May 3, 2017
On 21-22 April, the London School of Economics hosted the Text Analysis Package Developers’ Workshop, a two-day event held in London that brought together developers of R packages for working with text and text-related data. This included a wide range of applications, including string handling (stringi
) and tokenization (the rOpenSci-onboarded tokenizers
, KoNLP
), corpus and text processing (readtext
, tm
, quanteda
, and qdap
), natural language processing (NLP) such as part of speech and dependency tagging (cleanNLP
, spacyr
), and the statistical analysis of textual data (stm
, text2vec
, and koRpus
) – although this list is hardly complete. The main objective was to bring together experts working on various aspects of text processing and text analysis using R, to discuss common challenges and identify collaborative solutions.
The workshop was semi-structured, somewhere in between a traditional agenda-driven workshop and an “unconference”. On Day 1 and in the first session of Day 2, we held a set of seven topically focused roundtables, with between 3-4 participants plus an appointed moderator. Organized around themes or problems, such as segmenting and tokenizing text, or trying to parse linguistic structure and parts of speech, each session lasted about an hour (the full list is here). This gave everyone a chance to participate in a structured event, and served to guide discussion. This proved invaluable in identifying challenges, especially the final roundtable on Saturday morning to discuss package interoperability, which had been aided greatly by the overall discussion that took place before across the first six roundtables. (A group dinner at a local brewpub the evening before also helped spur this discussion.)
The remainder of Day 2 consisted of people joining a variety of self-organized groups to work on projects we identified in the final roundtable session, and then spending the rest of the day planning and programming as part of these groups. We concluded with brief presentations from each group as to what they had learned, accomplished, and developed. This ranged from drafting interoperability standards for textual data exchange, starting new packages such as textcolor
for displaying highlighted keywords in text, and even some fully functional packages having been completed on the spot (antiword
, with Jeroen giving a masterclass in rapid package development and deployment). It was also a great chance to bug Marek to add new features to stringi
(such as: Unicode 9.0 support; Korean segmentation rules; etc.).
The main sponsor for the workshop was my European Research Council grant ERC-2011-StG 283794-QUANTESS, a five-year project aimed at developing methodologies and tools for the social scientific analysis of textual data. We also enjoyed support from the LSE’s Social and Economic Data Sciences Unit.

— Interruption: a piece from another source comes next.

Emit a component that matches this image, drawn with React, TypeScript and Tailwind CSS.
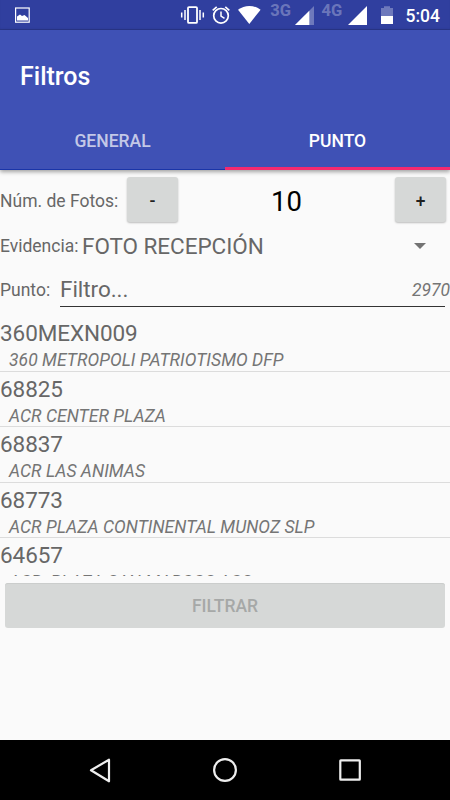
import React from 'react';

interface Point {
  code: string;
  name: string;
}

const points: Point[] = [
  { code: '360MEXN009', name: '360 METROPOLI PATRIOTISMO DFP' },
  { code: '68825', name: 'ACR CENTER PLAZA' },
  { code: '68837', name: 'ACR LAS ANIMAS' },
  { code: '68773', name: 'ACR PLAZA CONTINENTAL MUNOZ SLP' },
  { code: '64657', name: 'ACR  PLAZA SAN MARCOS AGS' },
];

const StatusBar: React.FC = () => (
  <div className="h-[30px] shrink-0 bg-[#303f9f] shadow-[inset_0_-1px_1px_rgba(0,0,0,0.15)]">
    <svg width="450" height="30" viewBox="0 0 450 30" fill="none">
      {/* picture notification */}
      <rect x="15.6" y="8" width="13.6" height="14.2" stroke="#fff" strokeWidth="1.2" />
      <path d="M17 20.5v-4l3-2 2 1.5 2.5-1 3.5 3v2.5z" fill="#fff" />
      {/* vibrate */}
      <rect x="188" y="7.1" width="9" height="15.8" rx="1" stroke="#fff" strokeWidth="1.8" />
      <path d="M185 10v10M181.700 12.500v5M200 10v10M203.300 12.500v5" stroke="#fff" strokeWidth="1.5" />
      {/* alarm */}
      <circle cx="221" cy="15.8" r="7.3" stroke="#fff" strokeWidth="1.7" />
      <path d="M221 11.500v4.700l3.500 2.200" stroke="#fff" strokeWidth="1.5" />
      <path d="M212.700 10.300l4-3.400M229.300 10.300l-4-3.400" stroke="#fff" strokeWidth="1.7" />
      {/* wifi */}
      <path d="M249.300 24L238 9.800c6.500-5.200 16.100-5.200 22.600 0z" fill="#fff" />
      {/* signal */}
      <path d="M314 6v19h-19z" fill="#fff" fillOpacity="0.3" />
      <path d="M309.300 10.700V25H295z" fill="#fff" />
      <path d="M367 6v19h-19z" fill="#fff" />
      {/* battery */}
      <path d="M384 6.300h6v1.700h3v8h-12V8h3z" fill="#fff" fillOpacity="0.3" />
      <path d="M381 16h12v8h-12z" fill="#fff" />
      <text x="270.3" y="16.4" className="font-['Roboto'] text-[16.5px] font-bold" fill="#fff" fillOpacity="0.3">3G</text>
      <text x="321.5" y="16.4" className="font-['Roboto'] text-[16.5px] font-bold" fill="#fff" fillOpacity="0.3">4G</text>
      <text x="405.5" y="22" className="font-['Roboto'] text-[17.5px] font-medium" fill="#fff">5:04</text>
    </svg>
  </div>
);

const StepButton: React.FC<{ label: string }> = ({ label }) => (
  <button className="h-[45px] w-[51px] rounded-[3px] bg-[#d6d8d7] text-[17.5px] leading-6 font-medium text-black/87 shadow-[0_1px_2px_rgba(0,0,0,0.25)]">
    <span className="block pt-0.5">{label}</span>
  </button>
);

const App: React.FC = () => {
  return (
    <div className="flex h-[800px] w-[450px] flex-col overflow-hidden bg-[#fafafa] font-['Roboto',sans-serif] text-[#676767]">
      <StatusBar />

      <header className="z-10 flex h-[140px] shrink-0 flex-col bg-[#3f51b5] text-white shadow-[0_2px_4px_rgba(0,0,0,0.35)]">
        <h1 className="pt-8 pl-5 text-[25px] leading-[30px] font-medium">Filtros</h1>
        <nav className="mt-auto grid h-[60px] grid-cols-2 text-center text-[17.5px] font-medium">
          <div className="border-b border-[#1a35a8] pt-[19px] leading-6 text-white/70">GENERAL</div>
          <div className="border-b-[3px] border-[#f5296f] pt-[19px] leading-6">PUNTO</div>
        </nav>
      </header>

      <main className="flex flex-1 flex-col">
        <div className="flex h-[52px] items-end">
          <label className="w-[127px] pb-[9px] text-[17.5px] leading-6">Núm. de Fotos:</label>
          <StepButton label="-" />
          <span className="flex-1 pb-[2px] text-center text-[27.5px] leading-9 text-black">10</span>
          <StepButton label="+" />
          <span className="w-[4px]" />
        </div>

        <div className="flex h-12 items-center">
          <label className="w-[82px] text-[17.5px] leading-6">Evidencia:</label>
          <span className="flex-1 text-[22.5px] leading-7 tracking-[-0.05px]">FOTO RECEPCIÓN</span>
          <svg className="mr-[24px]" width="12" height="6" viewBox="0 0 12 6">
            <path d="M0 0h12L6 6z" fill="#737373" />
          </svg>
        </div>

        <div className="flex h-[46px]">
          <label className="w-[60px] pt-2 text-[17.5px] leading-6">Punto:</label>
          <div className="mb-[9px] flex-1 border-b border-[#333] pt-[5px] text-[22.5px] leading-7 tracking-[-0.05px]">Filtro...</div>
          <span className="-ml-[33px] w-[38px] pt-2 text-right text-[17.5px] leading-6 whitespace-nowrap text-[#757575] italic">2970</span>
        </div>

        <ul className="h-[260px] overflow-hidden">
          {points.map((point) => (
            <li key={point.code} className="h-[55.5px] border-b-[1.5px] border-[#dcdcdc]">
              <div className="pt-[3px] text-[22.5px] leading-[29px] tracking-[-0.08px]">{point.code}</div>
              <div className="pl-[9px] text-[17.5px] leading-6 tracking-[0.04px] whitespace-pre text-[#757575] italic">{point.name}</div>
            </li>
          ))}
        </ul>

        <button className="mx-[5px] mt-[7px] h-[45px] rounded-[3px] bg-[#d6d8d7] pt-px text-[17.5px] font-medium text-[#a6a8a7] shadow-[inset_0_1px_0_#cbcdcc]">
          FILTRAR
        </button>
      </main>

      <footer className="h-[60px] shrink-0 bg-black">
        <svg width="450" height="60" viewBox="0 0 450 60" fill="none" stroke="#eee" strokeWidth="2.2" strokeLinejoin="round">
          <path d="M109 19.700v21.600L91 30.300z" />
          <circle cx="225" cy="30" r="10.9" />
          <rect x="340.3" y="20.3" width="19.5" height="19.4" rx="0.5" />
        </svg>
      </footer>
    </div>
  );
};

export default App;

Following my eye-opening introduction last year to rOpenSci through the 2016 unconference, I was also eager to adopt the approach of rOpenSci, including a partial unconference format, the embrace of the rOpenSci communication channels, the on-boarding and package peer-review process, and especially the positive and constructive spirit of collaboration. Karthik and Jeroen helped with the workshop webpage and with the Slack team, which we invited all participants to join. Over 10 weeks before the event, we set up a channel #text-sig
and invited all participants to join. We also solicited issues and had pre-conference discussions about those issues through the conference GitHub repository.
Going forward, we anticipate working together on the projects we started, such as the Text Interchange Format, or contributing to common tool packages such as tokenizers
, or launching new packages. We hope that the participants will also take part in the on-boarding process as reviewers or as authors. Finally, through a proof-of-concept of the “special interest group” concept applied to rOpenSci, we hope to serve as a model for the SIG structure, developing a set of guidelines that could apply to other topically focused groups. We also hope to continue the meetings of the text-SIG through future workshops and through continued communication using the Slack channel and the GitHub issues. The enormously positive experience not only deserves to be repeated, but also to include new participants.